→ **Work to complete**
Give an exact copy of every line, leaving images out.

*-*-*

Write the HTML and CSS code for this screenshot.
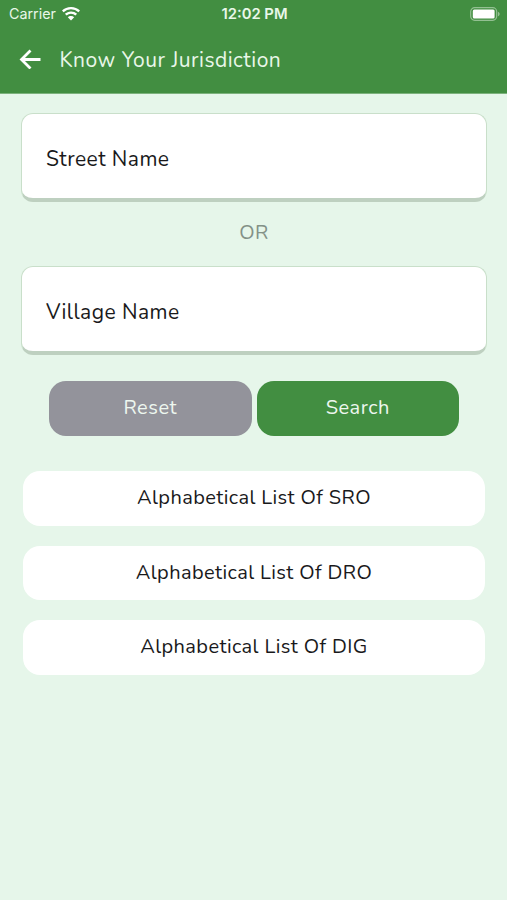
FILE: index.html
```html
<!DOCTYPE html>
<html lang="en">
  <head>
    <meta charset="utf-8" />
    <meta name="viewport" content="width=device-width, initial-scale=1.0" />
    <link rel="stylesheet" href="styles.css">
    <title>Know Your Jurisdiction</title>
  </head>

  <body>
    <header>
      <div class="status">
        <div class="carrier">
          <span>Carrier</span>
          <svg viewBox="0 0 18 14" width="18" height="14">
            <path d="M9 0C5.500 0 2.300 1.300 0 3.600L1.600 5.300A10.500 10.500 0 0 1 16.400 5.300L18 3.600A12.900 12.900 0 0 0 9 0Z" />
            <path d="M9 4.400C6.600 4.400 4.500 5.300 2.900 6.800L4.600 8.500A6.300 6.300 0 0 1 13.400 8.500L15.100 6.800A8.800 8.800 0 0 0 9 4.400Z" />
            <path d="M9 8.900C7.700 8.900 6.600 9.400 5.800 10.200L9 13.600L12.200 10.200A4.600 4.600 0 0 0 9 8.900Z" />
          </svg>
        </div>
        <span class="time">12:02 PM</span>
        <svg class="battery" viewBox="0 0 31 14" width="31" height="14">
          <rect class="shell" x="1.700" y="0.700" width="26" height="12.600" rx="4" />
          <rect x="3.800" y="2.600" width="21.800" height="8.800" rx="1.500" />
          <path class="cap" d="M29 4.700C31.200 5.500 31.200 8.500 29 9.300Z" />
        </svg>
      </div>
      <div class="navbar">
        <svg class="back" viewBox="0 0 22 20" width="22" height="20">
          <path d="M21.500 10.500H2.500M11.500 1.500L2.500 10.500L11.500 19.500" />
        </svg>
        <h1>Know Your Jurisdiction</h1>
      </div>
    </header>
    <main>
      <div class="field street">Street Name</div>
      <div class="or">OR</div>
      <div class="field village">Village Name</div>
      <div class="buttons">
        <button class="reset">Reset</button>
        <button class="search">Search</button>
      </div>
      <div class="lists">
        <a>Alphabetical List Of SRO</a>
        <a>Alphabetical List Of DRO</a>
        <a>Alphabetical List Of DIG</a>
      </div>
    </main>
  </body>
</html>
```

FILE: styles.css
```css
* {
  box-sizing: border-box;
}

body {
  margin: 0;
  min-height: 900px;
  background: #e6f6ea;
  color: #19191b;
  font-family: Nunito, "Open Sans", sans-serif;
  font-size: 20px;
  letter-spacing: 0.4px;
}

header {
  height: 94px;
  background: #428e41;
  border-bottom: 1px solid #7cb27c;
  color: #e9f7e9;
}

.status {
  display: grid;
  grid-template-columns: 1fr auto 1fr;
  align-items: center;
  height: 27px;
  padding: 0 7px 0 9px;
  font-family: Inter, sans-serif;
  font-size: 14.3px;
  letter-spacing: 0;
}

.status svg {
  fill: #fff;
}

.carrier {
  display: flex;
  align-items: center;
  gap: 6px;
}

.time {
  font-size: 14.8px;
  font-weight: 600;
}

.battery {
  justify-self: end;
}

.status .shell {
  fill: none;
  stroke: #93c092;
  stroke-width: 1.2;
}

.status .cap {
  fill: #93c092;
}

.navbar {
  display: flex;
  align-items: center;
  height: 64px;
  padding-left: 19px;
}

.back {
  fill: none;
  stroke: #fff;
  stroke-width: 2.8;
}

h1 {
  margin: 0 0 0 18.5px;
  padding-top: 2px;
  font-size: 21px;
  font-weight: 400;
  letter-spacing: 0.5px;
}

main {
  padding: 19px 20px 0 21px;
}

.field {
  display: flex;
  align-items: center;
  height: 89px;
  padding: 5px 24px 0;
  background: #fff;
  border: 1px solid #c9dfca;
  border-bottom: 4px solid #bed0c0;
  border-radius: 12px;
  font-size: 21px;
  letter-spacing: 0.45px;
}

.or {
  height: 64px;
  line-height: 62px;
  text-align: center;
  color: #839187;
  font-size: 20px;
}

.buttons {
  display: flex;
  gap: 5px;
  margin: 25.5px 28px 0;
}

button {
  flex: 1;
  height: 55px;
  padding: 0 0 1px;
  border: 0;
  border-radius: 17px;
  color: #edf7ef;
  font: inherit;
  letter-spacing: 0.5px;
}

.reset {
  background: #93939b;
}

.search {
  background: #428e41;
}

.lists {
  display: grid;
  gap: 20px;
  margin: 35.5px 2px 0;
}

.lists a {
  height: 54.5px;
  line-height: 54px;
  background: #fff;
  border-radius: 17px;
  text-align: center;
}
```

*-*-*

→ **Written solution**
Write the HTML and CSS code for this screenshot.
FILE: index.html
```html
<!DOCTYPE html>
<html lang="en">
  <head>
    <meta charset="utf-8" />
    <meta name="viewport" content="width=device-width, initial-scale=1.0" />
    <link rel="stylesheet" href="styles.css">
    <title>Know Your Jurisdiction</title>
  </head>

  <body>
    <header>
      <div class="status">
        <div class="carrier">
          <span>Carrier</span>
          <svg viewBox="0 0 18 14" width="18" height="14">
            <path d="M9 0C5.500 0 2.300 1.300 0 3.600L1.600 5.300A10.500 10.500 0 0 1 16.400 5.300L18 3.600A12.900 12.900 0 0 0 9 0Z" />
            <path d="M9 4.400C6.600 4.400 4.500 5.300 2.900 6.800L4.600 8.500A6.300 6.300 0 0 1 13.400 8.500L15.100 6.800A8.800 8.800 0 0 0 9 4.400Z" />
            <path d="M9 8.900C7.700 8.900 6.600 9.400 5.800 10.200L9 13.600L12.200 10.200A4.600 4.600 0 0 0 9 8.900Z" />
          </svg>
        </div>
        <span class="time">12:02 PM</span>
        <svg class="battery" viewBox="0 0 31 14" width="31" height="14">
          <rect class="shell" x="1.700" y="0.700" width="26" height="12.600" rx="4" />
          <rect x="3.800" y="2.600" width="21.800" height="8.800" rx="1.500" />
          <path class="cap" d="M29 4.700C31.200 5.500 31.200 8.500 29 9.300Z" />
        </svg>
      </div>
      <div class="navbar">
        <svg class="back" viewBox="0 0 22 20" width="22" height="20">
          <path d="M21.500 10.500H2.500M11.500 1.500L2.500 10.500L11.500 19.500" />
        </svg>
        <h1>Know Your Jurisdiction</h1>
      </div>
    </header>
    <main>
      <div class="field street">Street Name</div>
      <div class="or">OR</div>
      <div class="field village">Village Name</div>
      <div class="buttons">
        <button class="reset">Reset</button>
        <button class="search">Search</button>
      </div>
      <div class="lists">
        <a>Alphabetical List Of SRO</a>
        <a>Alphabetical List Of DRO</a>
        <a>Alphabetical List Of DIG</a>
      </div>
    </main>
  </body>
</html>
```

FILE: styles.css
```css
* {
  box-sizing: border-box;
}

body {
  margin: 0;
  min-height: 900px;
  background: #e6f6ea;
  color: #19191b;
  font-family: Nunito, "Open Sans", sans-serif;
  font-size: 20px;
  letter-spacing: 0.4px;
}

header {
  height: 94px;
  background: #428e41;
  border-bottom: 1px solid #7cb27c;
  color: #e9f7e9;
}

.status {
  display: grid;
  grid-template-columns: 1fr auto 1fr;
  align-items: center;
  height: 27px;
  padding: 0 7px 0 9px;
  font-family: Inter, sans-serif;
  font-size: 14.3px;
  letter-spacing: 0;
}

.status svg {
  fill: #fff;
}

.carrier {
  display: flex;
  align-items: center;
  gap: 6px;
}

.time {
  font-size: 14.8px;
  font-weight: 600;
}

.battery {
  justify-self: end;
}

.status .shell {
  fill: none;
  stroke: #93c092;
  stroke-width: 1.2;
}

.status .cap {
  fill: #93c092;
}

.navbar {
  display: flex;
  align-items: center;
  height: 64px;
  padding-left: 19px;
}

.back {
  fill: none;
  stroke: #fff;
  stroke-width: 2.8;
}

h1 {
  margin: 0 0 0 18.5px;
  padding-top: 2px;
  font-size: 21px;
  font-weight: 400;
  letter-spacing: 0.5px;
}

main {
  padding: 19px 20px 0 21px;
}

.field {
  display: flex;
  align-items: center;
  height: 89px;
  padding: 5px 24px 0;
  background: #fff;
  border: 1px solid #c9dfca;
  border-bottom: 4px solid #bed0c0;
  border-radius: 12px;
  font-size: 21px;
  letter-spacing: 0.45px;
}

.or {
  height: 64px;
  line-height: 62px;
  text-align: center;
  color: #839187;
  font-size: 20px;
}

.buttons {
  display: flex;
  gap: 5px;
  margin: 25.5px 28px 0;
}

button {
  flex: 1;
  height: 55px;
  padding: 0 0 1px;
  border: 0;
  border-radius: 17px;
  color: #edf7ef;
  font: inherit;
  letter-spacing: 0.5px;
}

.reset {
  background: #93939b;
}

.search {
  background: #428e41;
}

.lists {
  display: grid;
  gap: 20px;
  margin: 35.5px 2px 0;
}

.lists a {
  height: 54.5px;
  line-height: 54px;
  background: #fff;
  border-radius: 17px;
  text-align: center;
}
```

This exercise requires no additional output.